**TASK GOAL**: From the records below, pull each line that has "this".

**AVAILABLE DATA**:

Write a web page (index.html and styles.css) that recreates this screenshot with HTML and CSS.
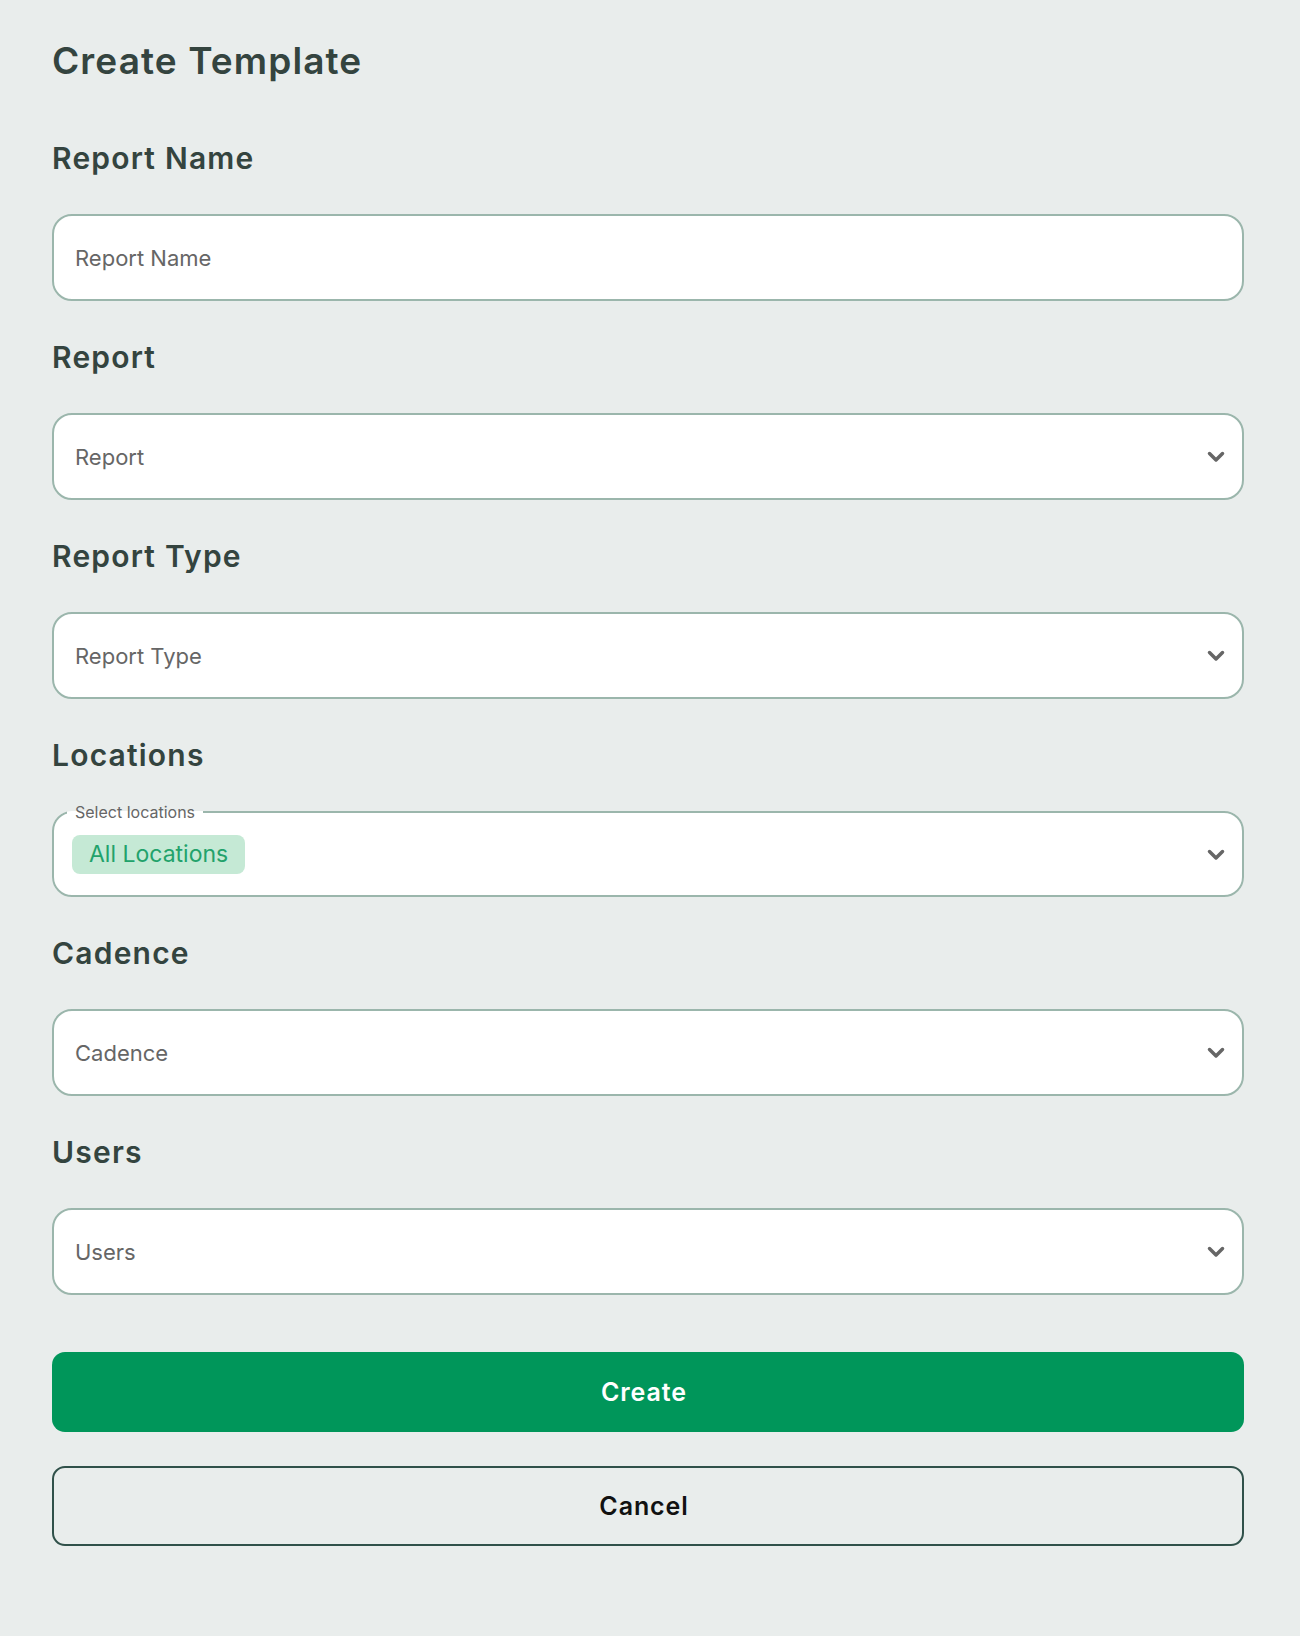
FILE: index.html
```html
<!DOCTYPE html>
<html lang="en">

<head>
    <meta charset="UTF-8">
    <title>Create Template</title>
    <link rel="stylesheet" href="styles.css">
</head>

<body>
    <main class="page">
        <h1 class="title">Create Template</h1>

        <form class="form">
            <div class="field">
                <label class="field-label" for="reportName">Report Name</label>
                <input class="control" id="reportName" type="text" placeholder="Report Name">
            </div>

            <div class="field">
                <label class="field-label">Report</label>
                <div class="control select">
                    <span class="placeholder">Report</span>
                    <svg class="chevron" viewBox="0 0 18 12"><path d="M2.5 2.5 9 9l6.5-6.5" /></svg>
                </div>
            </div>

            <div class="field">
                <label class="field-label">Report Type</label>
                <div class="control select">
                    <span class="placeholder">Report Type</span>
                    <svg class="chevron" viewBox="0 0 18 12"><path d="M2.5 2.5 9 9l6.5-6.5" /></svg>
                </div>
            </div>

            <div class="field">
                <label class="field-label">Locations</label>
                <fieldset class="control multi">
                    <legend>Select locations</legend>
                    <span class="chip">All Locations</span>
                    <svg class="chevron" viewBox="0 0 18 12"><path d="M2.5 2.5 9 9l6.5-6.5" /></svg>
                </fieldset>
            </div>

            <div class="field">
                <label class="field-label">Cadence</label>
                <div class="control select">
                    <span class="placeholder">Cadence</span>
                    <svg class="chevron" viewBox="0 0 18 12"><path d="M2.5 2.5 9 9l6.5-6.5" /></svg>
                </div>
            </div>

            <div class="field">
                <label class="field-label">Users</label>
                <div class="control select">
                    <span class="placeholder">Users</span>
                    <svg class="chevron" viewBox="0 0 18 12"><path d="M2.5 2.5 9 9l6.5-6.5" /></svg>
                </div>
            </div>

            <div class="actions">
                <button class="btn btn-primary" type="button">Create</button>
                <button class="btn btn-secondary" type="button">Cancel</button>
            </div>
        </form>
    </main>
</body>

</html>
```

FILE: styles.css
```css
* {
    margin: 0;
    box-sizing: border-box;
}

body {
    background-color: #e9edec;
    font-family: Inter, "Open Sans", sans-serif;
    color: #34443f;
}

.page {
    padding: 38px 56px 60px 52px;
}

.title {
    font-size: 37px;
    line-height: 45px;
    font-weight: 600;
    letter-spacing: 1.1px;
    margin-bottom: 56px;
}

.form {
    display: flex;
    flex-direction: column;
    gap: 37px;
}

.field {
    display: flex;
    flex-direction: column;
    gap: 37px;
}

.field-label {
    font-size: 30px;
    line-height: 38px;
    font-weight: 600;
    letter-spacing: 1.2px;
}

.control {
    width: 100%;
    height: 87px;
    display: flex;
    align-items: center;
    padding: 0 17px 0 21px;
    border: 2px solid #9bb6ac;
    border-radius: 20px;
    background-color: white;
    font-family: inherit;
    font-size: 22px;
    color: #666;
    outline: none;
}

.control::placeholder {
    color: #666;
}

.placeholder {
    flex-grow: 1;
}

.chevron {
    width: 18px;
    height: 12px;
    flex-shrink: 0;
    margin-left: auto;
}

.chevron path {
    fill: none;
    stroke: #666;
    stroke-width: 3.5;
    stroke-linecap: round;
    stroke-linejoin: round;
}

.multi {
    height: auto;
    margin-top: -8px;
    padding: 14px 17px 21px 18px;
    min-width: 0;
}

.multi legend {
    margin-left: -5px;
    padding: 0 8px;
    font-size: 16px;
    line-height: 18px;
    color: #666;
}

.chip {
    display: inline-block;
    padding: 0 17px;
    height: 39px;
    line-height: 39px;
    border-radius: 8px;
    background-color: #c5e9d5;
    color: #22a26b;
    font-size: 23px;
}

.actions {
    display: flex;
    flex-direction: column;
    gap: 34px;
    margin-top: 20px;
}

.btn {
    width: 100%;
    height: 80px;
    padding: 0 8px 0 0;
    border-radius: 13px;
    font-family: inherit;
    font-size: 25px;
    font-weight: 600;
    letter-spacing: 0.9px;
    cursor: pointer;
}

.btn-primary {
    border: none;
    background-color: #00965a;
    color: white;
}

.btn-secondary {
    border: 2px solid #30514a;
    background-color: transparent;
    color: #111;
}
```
---
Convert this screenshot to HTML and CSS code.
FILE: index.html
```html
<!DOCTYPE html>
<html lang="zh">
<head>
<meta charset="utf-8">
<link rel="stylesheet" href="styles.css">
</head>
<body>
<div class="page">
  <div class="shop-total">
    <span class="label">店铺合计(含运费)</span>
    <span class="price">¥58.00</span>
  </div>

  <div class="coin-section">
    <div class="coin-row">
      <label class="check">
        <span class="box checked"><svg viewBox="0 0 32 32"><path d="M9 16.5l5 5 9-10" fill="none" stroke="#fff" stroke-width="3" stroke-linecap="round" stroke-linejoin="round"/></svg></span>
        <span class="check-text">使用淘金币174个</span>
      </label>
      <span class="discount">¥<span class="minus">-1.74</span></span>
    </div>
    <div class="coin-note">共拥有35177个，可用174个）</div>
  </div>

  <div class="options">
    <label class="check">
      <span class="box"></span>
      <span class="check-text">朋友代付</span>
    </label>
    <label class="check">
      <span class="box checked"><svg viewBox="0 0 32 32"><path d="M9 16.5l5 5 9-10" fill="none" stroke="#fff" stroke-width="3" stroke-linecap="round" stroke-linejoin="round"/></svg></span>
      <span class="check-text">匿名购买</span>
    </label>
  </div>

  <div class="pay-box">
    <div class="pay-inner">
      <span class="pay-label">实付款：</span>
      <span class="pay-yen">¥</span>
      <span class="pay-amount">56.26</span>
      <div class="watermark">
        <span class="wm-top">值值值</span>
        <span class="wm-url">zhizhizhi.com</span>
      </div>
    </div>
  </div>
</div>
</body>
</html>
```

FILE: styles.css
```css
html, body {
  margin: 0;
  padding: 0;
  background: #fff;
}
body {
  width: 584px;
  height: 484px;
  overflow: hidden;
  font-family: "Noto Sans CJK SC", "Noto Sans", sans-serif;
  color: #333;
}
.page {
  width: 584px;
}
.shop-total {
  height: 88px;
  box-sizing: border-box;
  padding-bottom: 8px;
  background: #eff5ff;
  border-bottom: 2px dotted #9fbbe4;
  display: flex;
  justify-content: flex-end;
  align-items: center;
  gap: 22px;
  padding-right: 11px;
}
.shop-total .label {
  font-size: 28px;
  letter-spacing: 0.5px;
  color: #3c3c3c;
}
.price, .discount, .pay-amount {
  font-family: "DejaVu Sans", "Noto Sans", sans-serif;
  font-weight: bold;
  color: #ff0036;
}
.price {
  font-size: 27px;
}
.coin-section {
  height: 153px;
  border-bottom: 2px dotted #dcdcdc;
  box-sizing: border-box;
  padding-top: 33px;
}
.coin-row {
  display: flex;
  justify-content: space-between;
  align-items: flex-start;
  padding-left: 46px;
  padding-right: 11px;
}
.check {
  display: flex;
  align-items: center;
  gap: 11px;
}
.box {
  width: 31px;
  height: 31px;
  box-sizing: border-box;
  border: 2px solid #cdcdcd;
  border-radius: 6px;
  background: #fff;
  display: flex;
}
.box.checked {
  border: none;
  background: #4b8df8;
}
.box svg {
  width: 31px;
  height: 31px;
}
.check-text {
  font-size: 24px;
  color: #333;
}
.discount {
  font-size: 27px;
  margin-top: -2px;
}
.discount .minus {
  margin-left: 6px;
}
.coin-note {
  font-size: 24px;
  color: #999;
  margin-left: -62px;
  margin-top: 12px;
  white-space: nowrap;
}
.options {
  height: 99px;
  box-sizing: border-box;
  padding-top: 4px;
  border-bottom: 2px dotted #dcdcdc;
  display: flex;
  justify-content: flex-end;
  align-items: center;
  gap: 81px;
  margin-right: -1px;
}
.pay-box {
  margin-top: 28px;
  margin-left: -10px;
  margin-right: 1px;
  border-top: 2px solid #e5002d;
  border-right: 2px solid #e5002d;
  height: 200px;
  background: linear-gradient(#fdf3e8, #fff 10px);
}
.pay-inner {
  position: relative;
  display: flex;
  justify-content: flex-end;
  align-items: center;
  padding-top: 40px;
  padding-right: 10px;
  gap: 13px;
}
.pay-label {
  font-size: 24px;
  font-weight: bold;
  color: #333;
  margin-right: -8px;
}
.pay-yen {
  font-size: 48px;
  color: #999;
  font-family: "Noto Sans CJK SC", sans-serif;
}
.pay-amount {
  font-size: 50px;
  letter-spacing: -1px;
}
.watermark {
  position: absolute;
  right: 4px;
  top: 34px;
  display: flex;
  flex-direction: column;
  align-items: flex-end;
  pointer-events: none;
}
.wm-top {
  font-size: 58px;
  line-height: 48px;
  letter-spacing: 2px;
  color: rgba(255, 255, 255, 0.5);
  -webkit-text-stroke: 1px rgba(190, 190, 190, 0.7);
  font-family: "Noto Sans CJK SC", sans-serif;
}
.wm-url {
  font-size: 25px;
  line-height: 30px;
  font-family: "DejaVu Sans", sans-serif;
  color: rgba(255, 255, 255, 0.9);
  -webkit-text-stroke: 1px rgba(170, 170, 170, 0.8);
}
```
--
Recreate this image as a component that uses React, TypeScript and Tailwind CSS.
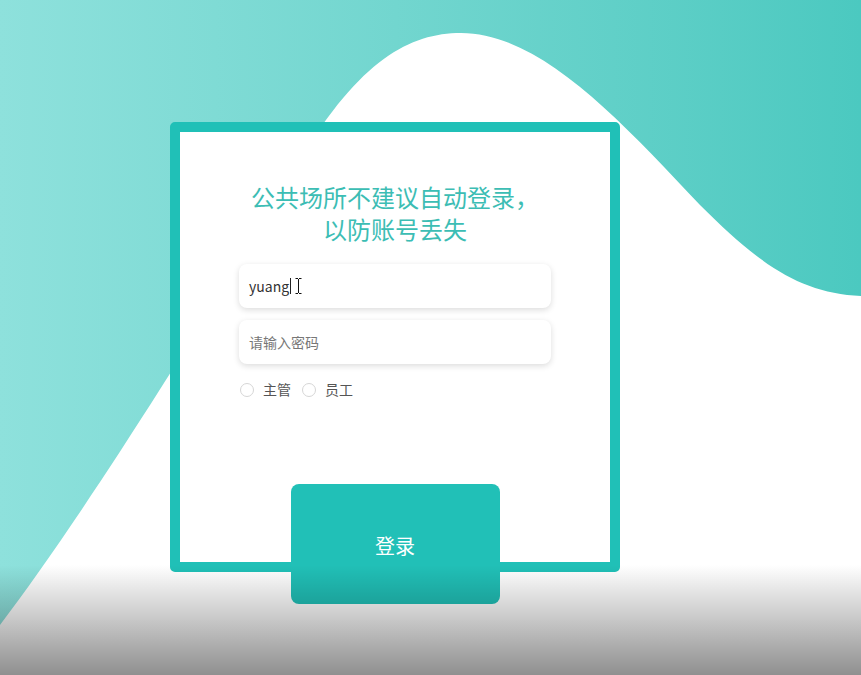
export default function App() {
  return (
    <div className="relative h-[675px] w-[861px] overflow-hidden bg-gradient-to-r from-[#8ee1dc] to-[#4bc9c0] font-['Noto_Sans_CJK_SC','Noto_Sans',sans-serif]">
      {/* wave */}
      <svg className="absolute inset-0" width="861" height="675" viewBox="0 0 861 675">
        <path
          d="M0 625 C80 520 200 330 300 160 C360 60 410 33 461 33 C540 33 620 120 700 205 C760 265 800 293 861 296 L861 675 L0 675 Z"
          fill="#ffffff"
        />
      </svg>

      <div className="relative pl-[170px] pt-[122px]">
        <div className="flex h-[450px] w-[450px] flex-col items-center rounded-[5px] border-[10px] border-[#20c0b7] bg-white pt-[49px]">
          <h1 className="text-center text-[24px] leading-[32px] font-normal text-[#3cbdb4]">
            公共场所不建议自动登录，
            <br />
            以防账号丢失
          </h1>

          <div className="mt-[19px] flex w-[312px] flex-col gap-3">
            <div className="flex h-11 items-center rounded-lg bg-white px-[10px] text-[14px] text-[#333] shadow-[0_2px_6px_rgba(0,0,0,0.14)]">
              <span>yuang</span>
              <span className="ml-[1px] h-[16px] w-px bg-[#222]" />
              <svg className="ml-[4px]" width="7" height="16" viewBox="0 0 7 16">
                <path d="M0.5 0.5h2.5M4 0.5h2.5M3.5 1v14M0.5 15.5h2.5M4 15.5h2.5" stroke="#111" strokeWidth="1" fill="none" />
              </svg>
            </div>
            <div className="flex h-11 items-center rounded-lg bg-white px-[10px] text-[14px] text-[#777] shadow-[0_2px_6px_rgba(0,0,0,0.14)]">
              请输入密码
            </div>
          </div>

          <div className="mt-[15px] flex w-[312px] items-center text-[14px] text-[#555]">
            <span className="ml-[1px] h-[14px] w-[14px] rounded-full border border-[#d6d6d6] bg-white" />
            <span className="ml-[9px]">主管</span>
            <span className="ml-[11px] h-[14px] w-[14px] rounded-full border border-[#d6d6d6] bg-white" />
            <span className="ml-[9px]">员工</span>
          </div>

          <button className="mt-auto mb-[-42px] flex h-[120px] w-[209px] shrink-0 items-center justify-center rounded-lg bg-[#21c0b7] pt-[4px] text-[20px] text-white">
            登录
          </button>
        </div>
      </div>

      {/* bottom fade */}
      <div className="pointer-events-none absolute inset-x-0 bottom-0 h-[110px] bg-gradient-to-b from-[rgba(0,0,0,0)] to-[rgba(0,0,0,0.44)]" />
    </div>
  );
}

**OUTPUT BELOW**:
Write a web page (index.html and styles.css) that recreates this screenshot with HTML and CSS.
Convert this screenshot to HTML and CSS code.
Recreate this image as a component that uses React, TypeScript and Tailwind CSS.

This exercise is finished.